La respuesta a la profunda crisis económica –pero también política, institucional y de valores– no puede ser el apoliticismo, el practicar el laissez faire, laissez passer, de tan malas consecuencias en la esfera económica. Hace falta que nos hagamos cargo de cuanto esté en nuestras manos, de comprometernos políticamente, de actuar como ciudadanos críticos y constructivos por un cambio que inevitablemente habrá de ser parte de otro más amplio en el ámbito de la Unión Europea. Una Unión que no es tal y que –entre otras cosas– ha desprovisto a sus miembros de soberanía monetaria, sin arbitrar mecanismos ni compensarlos en caso de crisis.
España aparece agotada, sin ideas ni rumbo, sin un plan de futuro. El Gobierno conservador de Rajoy, obsesionado con la política de austeridad, del corto plazo, no ofrece un proyecto común estimulante, ni en el plano económico, ni en el político institucional y territorial. La responsabilidad, en el económico, es seguramente compartida con las autoridades europeas, cuya terquedad y torpeza con la que están gestionando la crisis es manifiesta y pasará a los manuales de la historia económica y financiera.
La sociedad, una vez más, se ha adelantado a los políticos y quiere renovación.
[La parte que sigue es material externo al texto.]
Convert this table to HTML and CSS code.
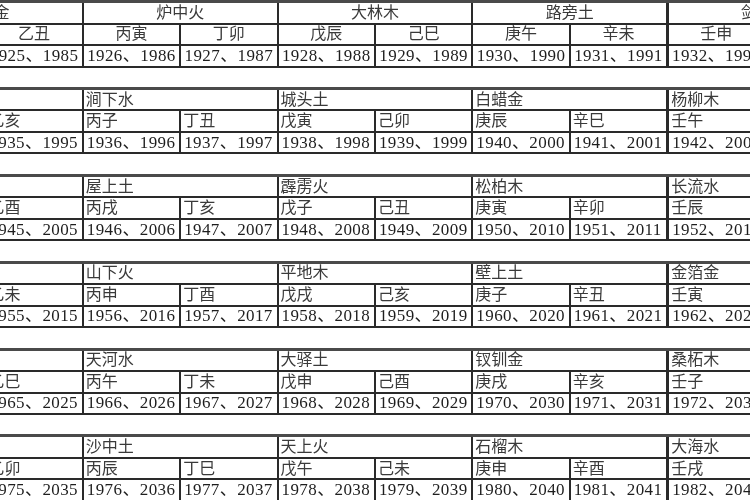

La corrupción corroe todo el sistema político y está creando un rechazo que no sólo afecta al mismo concepto de democracia, sino al de todo el sistema de partidos. El nivel de impunidad y desvergüenza con la que han venido actuando los partidos, su falta de autoexigencia ética y profesional es deplorable y destructiva. En estos momentos hay cerca de 1.700 causas judiciales abiertas con más de 500 imputados por corrupción y la lista sigue creciendo cada día que pasa. El Gobierno conservador, con Rajoy a la cabeza, viene actuando como si estas cosas no fueran con él. Y, sin embargo, lleva 10 años como jefe de un partido en el que funciona la dedocracia, muy centralizado y jerarquizado, en el que nada es posible sin su consentimiento.
El 15M y uno de sus corolarios más importantes, Podemos, con todas sus limitaciones y problemas (que no viene al caso abordar aquí) ha significado una reacción frente a la resignación fatalista, frente al ¨no se puede hacer nada¨ ante enemigos muy poderosos y ha contribuido a reactivar la conciencia crítica de la sociedad. Ha revolucionado el tablero político y está obligando a todos a activarse, reflexionar, repensar y reposicionarse. Entre sus méritos está dar consistencia a una generación, en movilizar a un sector importante de la juventud, además de devolver cierta ilusión a un sector de la sociedad harta, desanimada y quemada con la política y los políticos. Y eso no es poco. Su éxito está poniendo al descubierto el lamentable estado en el que se encuentra la democracia. Y, claro está, la propia izquierda. Se avecinan tiempos interesantes.